## YOUR TASK
Copy out all lines in the data below containing the string "table".

## SUPPLIED DATA
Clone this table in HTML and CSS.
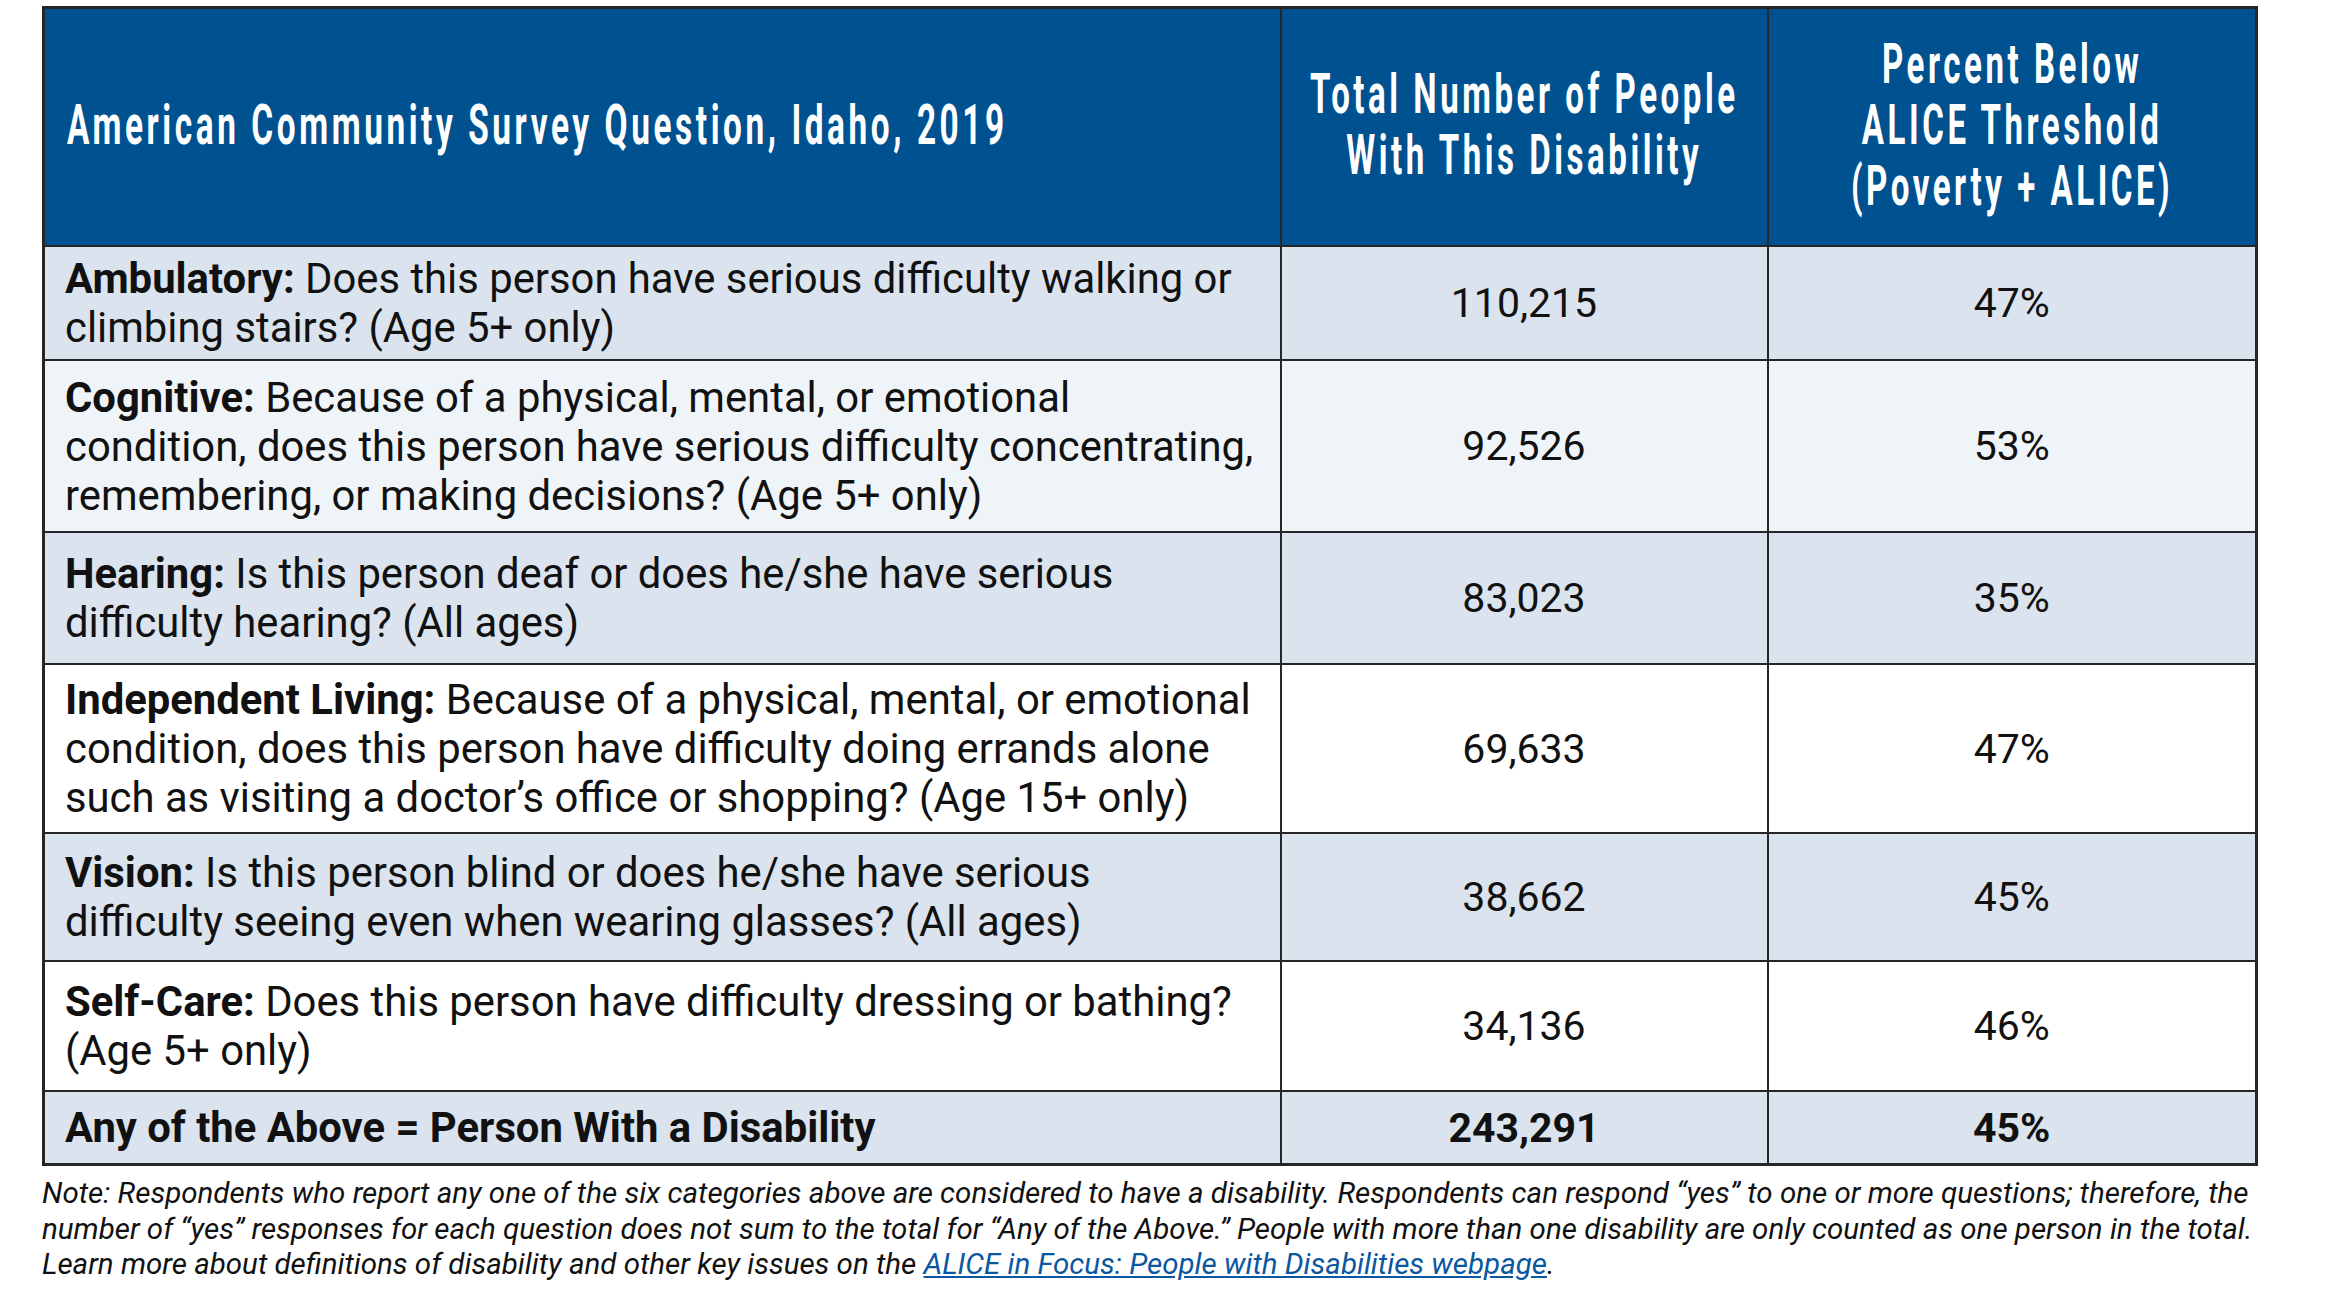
FILE: index.html
```html
<!DOCTYPE html>
<html lang="en">
<head>
<meta charset="utf-8">
<title>Disability in Idaho, 2019</title>
<link rel="stylesheet" href="styles.css">
</head>
<body>
<div class="page">
  <table class="survey">
    <colgroup>
      <col class="c-q">
      <col class="c-n">
      <col class="c-p">
    </colgroup>
    <thead>
      <tr class="r-head">
        <th class="th-q"><div class="hd-wrap hd-wrap-left"><span class="hd hd-left">American Community Survey Question, Idaho, 2019</span></div></th>
        <th class="th-c"><div class="hd-wrap"><span class="hd">Total Number of People<br>With This Disability</span></div></th>
        <th class="th-c"><div class="hd-wrap"><span class="hd">Percent Below<br>ALICE Threshold<br>(Poverty + ALICE)</span></div></th>
      </tr>
    </thead>
    <tbody>
      <tr class="r1 shade">
        <td class="q"><b>Ambulatory:</b> Does this person have serious difficulty walking or<br>climbing stairs? (Age 5+ only)</td>
        <td class="n">110,215</td>
        <td class="n">47%</td>
      </tr>
      <tr class="r2 pale">
        <td class="q"><b>Cognitive:</b> Because of a physical, mental, or emotional<br>condition, does this person have serious difficulty concentrating,<br>remembering, or making decisions? (Age 5+ only)</td>
        <td class="n">92,526</td>
        <td class="n">53%</td>
      </tr>
      <tr class="r3 shade">
        <td class="q"><b>Hearing:</b> Is this person deaf or does he/she have serious<br>difficulty hearing? (All ages)</td>
        <td class="n">83,023</td>
        <td class="n">35%</td>
      </tr>
      <tr class="r4 plain">
        <td class="q"><b>Independent Living:</b> Because of a physical, mental, or emotional<br>condition, does this person have difficulty doing errands alone<br>such as visiting a doctor’s office or shopping? (Age 15+ only)</td>
        <td class="n">69,633</td>
        <td class="n">47%</td>
      </tr>
      <tr class="r5 shade">
        <td class="q"><b>Vision:</b> Is this person blind or does he/she have serious<br>difficulty seeing even when wearing glasses? (All ages)</td>
        <td class="n">38,662</td>
        <td class="n">45%</td>
      </tr>
      <tr class="r6 plain">
        <td class="q"><b>Self-Care:</b> Does this person have difficulty dressing or bathing?<br>(Age 5+ only)</td>
        <td class="n">34,136</td>
        <td class="n">46%</td>
      </tr>
      <tr class="r-total shade">
        <td class="q"><b>Any of the Above = Person With a Disability</b></td>
        <td class="n"><b>243,291</b></td>
        <td class="n"><b>45%</b></td>
      </tr>
    </tbody>
  </table>
  <p class="note">Note: Respondents who report any one of the six categories above are considered to have a disability. Respondents can respond “yes” to one or more questions; therefore, the<br>number of “yes” responses for each question does not sum to the total for “Any of the Above.” People with more than one disability are only counted as one person in the total.<br>Learn more about definitions of disability and other key issues on the <a class="link" href="#">ALICE in Focus: People with Disabilities webpage</a>.</p>
</div>
</body>
</html>
```

FILE: styles.css
```css
html, body {
  margin: 0;
  padding: 0;
  background: #ffffff;
}

.page {
  padding: 6px 0 0 42px;
  font-family: Roboto, "Liberation Sans", sans-serif;
  color: #111111;
}

.survey {
  border-collapse: collapse;
  width: 2213px;
  table-layout: fixed;
  border: 3px solid #262626;
}

.c-q { width: 1237px; }
.c-n { width: 487px; }
.c-p { width: 489px; }

.survey th,
.survey td {
  border: 2px solid #262626;
  vertical-align: middle;
}

.r-head th {
  background: #00518f;
  color: #ffffff;
  height: 232px;
  padding: 0 0 4px 0;
  font-family: Roboto, "Liberation Sans", sans-serif;
  font-weight: 700;
  font-size: 56px;
  line-height: 61px;
}

.th-q { text-align: left; }
.th-c { text-align: center; }

.hd-wrap {
  display: flex;
  justify-content: center;
  overflow: visible;
}

.hd-wrap-left {
  justify-content: flex-start;
}

.hd {
  flex: none;
  display: block;
  letter-spacing: 6px;
  transform: scaleX(0.59);
  transform-origin: center center;
  white-space: nowrap;
  text-align: center;
}

.hd-left {
  transform: scaleX(0.596);
  transform-origin: left center;
  margin-left: 22px;
  text-align: left;
}

.q {
  font-size: 41.8px;
  line-height: 49px;
  padding: 0 6px 0 20px;
  text-align: left;
}

.q b { font-weight: 700; }

.n {
  font-size: 41px;
  line-height: 48px;
  text-align: center;
  padding: 0;
}

.shade td { background: #dae3ee; }
.pale td { background: #eff4f8; }
.plain td { background: #ffffff; }

.r1 td { height: 112px; }
.r2 td { height: 170px; }
.r3 td { height: 130px; }
.r4 td { height: 167px; }
.r5 td { height: 126px; }
.r6 td { height: 128px; }
.r-total td { height: 71px; }

.note {
  margin: 10px 0 0 0;
  font-style: italic;
  font-size: 29.5px;
  line-height: 35.5px;
  color: #111111;
  white-space: nowrap;
}

.link {
  color: #0b57a0;
  text-decoration: underline;
}
```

## TASK SOLUTION
Clone this table in HTML and CSS.
  <table class="survey">
  </table>
  table-layout: fixed;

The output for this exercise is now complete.